▶ [CHALLENGE] Reproduce the listing exactly and skip over any pictures.

▶ [DATASET SECTION]
━━━━━━━━━━━━━━━━━━━━━━━━━━━━━━

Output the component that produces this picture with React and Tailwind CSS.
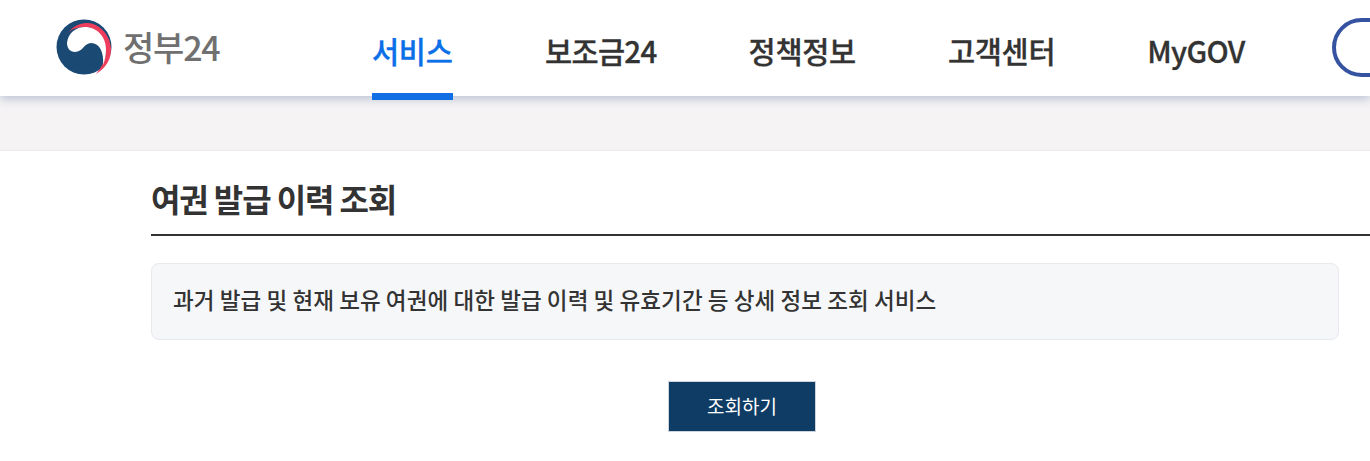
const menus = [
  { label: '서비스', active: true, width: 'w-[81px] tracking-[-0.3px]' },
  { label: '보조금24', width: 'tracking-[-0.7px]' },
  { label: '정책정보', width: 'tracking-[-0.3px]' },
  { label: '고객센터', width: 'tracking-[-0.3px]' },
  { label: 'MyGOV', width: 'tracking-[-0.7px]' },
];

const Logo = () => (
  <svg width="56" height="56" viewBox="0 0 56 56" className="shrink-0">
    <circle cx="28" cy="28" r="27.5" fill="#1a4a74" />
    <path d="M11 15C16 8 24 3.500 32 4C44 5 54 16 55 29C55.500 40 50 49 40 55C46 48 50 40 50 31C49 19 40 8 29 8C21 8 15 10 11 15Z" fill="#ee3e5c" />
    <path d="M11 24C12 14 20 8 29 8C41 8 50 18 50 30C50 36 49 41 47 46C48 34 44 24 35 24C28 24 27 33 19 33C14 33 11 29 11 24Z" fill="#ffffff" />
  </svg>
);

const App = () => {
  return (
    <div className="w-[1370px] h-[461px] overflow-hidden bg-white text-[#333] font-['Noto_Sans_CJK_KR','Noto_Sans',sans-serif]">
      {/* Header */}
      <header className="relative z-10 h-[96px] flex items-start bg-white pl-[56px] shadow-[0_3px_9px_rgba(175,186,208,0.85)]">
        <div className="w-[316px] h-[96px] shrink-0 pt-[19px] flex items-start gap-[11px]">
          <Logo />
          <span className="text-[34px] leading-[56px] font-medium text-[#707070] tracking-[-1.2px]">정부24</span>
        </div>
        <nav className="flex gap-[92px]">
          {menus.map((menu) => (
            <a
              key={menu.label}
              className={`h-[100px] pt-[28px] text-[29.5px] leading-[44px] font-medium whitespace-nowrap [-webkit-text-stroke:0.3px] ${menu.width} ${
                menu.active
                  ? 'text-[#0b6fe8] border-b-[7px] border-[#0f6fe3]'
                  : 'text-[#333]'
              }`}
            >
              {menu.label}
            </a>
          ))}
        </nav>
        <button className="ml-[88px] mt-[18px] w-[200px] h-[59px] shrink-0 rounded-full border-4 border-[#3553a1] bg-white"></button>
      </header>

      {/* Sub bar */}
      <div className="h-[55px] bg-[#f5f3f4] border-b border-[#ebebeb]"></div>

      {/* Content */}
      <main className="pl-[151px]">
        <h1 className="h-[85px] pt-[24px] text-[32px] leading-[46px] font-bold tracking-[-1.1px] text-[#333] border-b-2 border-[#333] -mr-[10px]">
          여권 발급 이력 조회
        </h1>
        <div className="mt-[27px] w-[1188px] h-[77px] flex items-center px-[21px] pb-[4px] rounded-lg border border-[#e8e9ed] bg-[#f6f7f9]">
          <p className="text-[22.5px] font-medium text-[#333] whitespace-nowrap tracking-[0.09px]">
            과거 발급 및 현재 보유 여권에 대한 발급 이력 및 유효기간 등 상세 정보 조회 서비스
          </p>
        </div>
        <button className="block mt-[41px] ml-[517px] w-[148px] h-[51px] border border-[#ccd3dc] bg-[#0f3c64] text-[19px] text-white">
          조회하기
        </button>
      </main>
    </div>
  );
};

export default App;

━━━━━━━━━━━━━━━━━━━━━━━━━━━━━━

▶ [WRITTEN RESPONSE]
Output the component that produces this picture with React and Tailwind CSS.
const menus = [
  { label: '서비스', active: true, width: 'w-[81px] tracking-[-0.3px]' },
  { label: '보조금24', width: 'tracking-[-0.7px]' },
  { label: '정책정보', width: 'tracking-[-0.3px]' },
  { label: '고객센터', width: 'tracking-[-0.3px]' },
  { label: 'MyGOV', width: 'tracking-[-0.7px]' },
];

const Logo = () => (
  <svg width="56" height="56" viewBox="0 0 56 56" className="shrink-0">
    <circle cx="28" cy="28" r="27.5" fill="#1a4a74" />
    <path d="M11 15C16 8 24 3.500 32 4C44 5 54 16 55 29C55.500 40 50 49 40 55C46 48 50 40 50 31C49 19 40 8 29 8C21 8 15 10 11 15Z" fill="#ee3e5c" />
    <path d="M11 24C12 14 20 8 29 8C41 8 50 18 50 30C50 36 49 41 47 46C48 34 44 24 35 24C28 24 27 33 19 33C14 33 11 29 11 24Z" fill="#ffffff" />
  </svg>
);

const App = () => {
  return (
    <div className="w-[1370px] h-[461px] overflow-hidden bg-white text-[#333] font-['Noto_Sans_CJK_KR','Noto_Sans',sans-serif]">
      {/* Header */}
      <header className="relative z-10 h-[96px] flex items-start bg-white pl-[56px] shadow-[0_3px_9px_rgba(175,186,208,0.85)]">
        <div className="w-[316px] h-[96px] shrink-0 pt-[19px] flex items-start gap-[11px]">
          <Logo />
          <span className="text-[34px] leading-[56px] font-medium text-[#707070] tracking-[-1.2px]">정부24</span>
        </div>
        <nav className="flex gap-[92px]">
          {menus.map((menu) => (
            <a
              key={menu.label}
              className={`h-[100px] pt-[28px] text-[29.5px] leading-[44px] font-medium whitespace-nowrap [-webkit-text-stroke:0.3px] ${menu.width} ${
                menu.active
                  ? 'text-[#0b6fe8] border-b-[7px] border-[#0f6fe3]'
                  : 'text-[#333]'
              }`}
            >
              {menu.label}
            </a>
          ))}
        </nav>
        <button className="ml-[88px] mt-[18px] w-[200px] h-[59px] shrink-0 rounded-full border-4 border-[#3553a1] bg-white"></button>
      </header>

      {/* Sub bar */}
      <div className="h-[55px] bg-[#f5f3f4] border-b border-[#ebebeb]"></div>

      {/* Content */}
      <main className="pl-[151px]">
        <h1 className="h-[85px] pt-[24px] text-[32px] leading-[46px] font-bold tracking-[-1.1px] text-[#333] border-b-2 border-[#333] -mr-[10px]">
          여권 발급 이력 조회
        </h1>
        <div className="mt-[27px] w-[1188px] h-[77px] flex items-center px-[21px] pb-[4px] rounded-lg border border-[#e8e9ed] bg-[#f6f7f9]">
          <p className="text-[22.5px] font-medium text-[#333] whitespace-nowrap tracking-[0.09px]">
            과거 발급 및 현재 보유 여권에 대한 발급 이력 및 유효기간 등 상세 정보 조회 서비스
          </p>
        </div>
        <button className="block mt-[41px] ml-[517px] w-[148px] h-[51px] border border-[#ccd3dc] bg-[#0f3c64] text-[19px] text-white">
          조회하기
        </button>
      </main>
    </div>
  );
};

export default App;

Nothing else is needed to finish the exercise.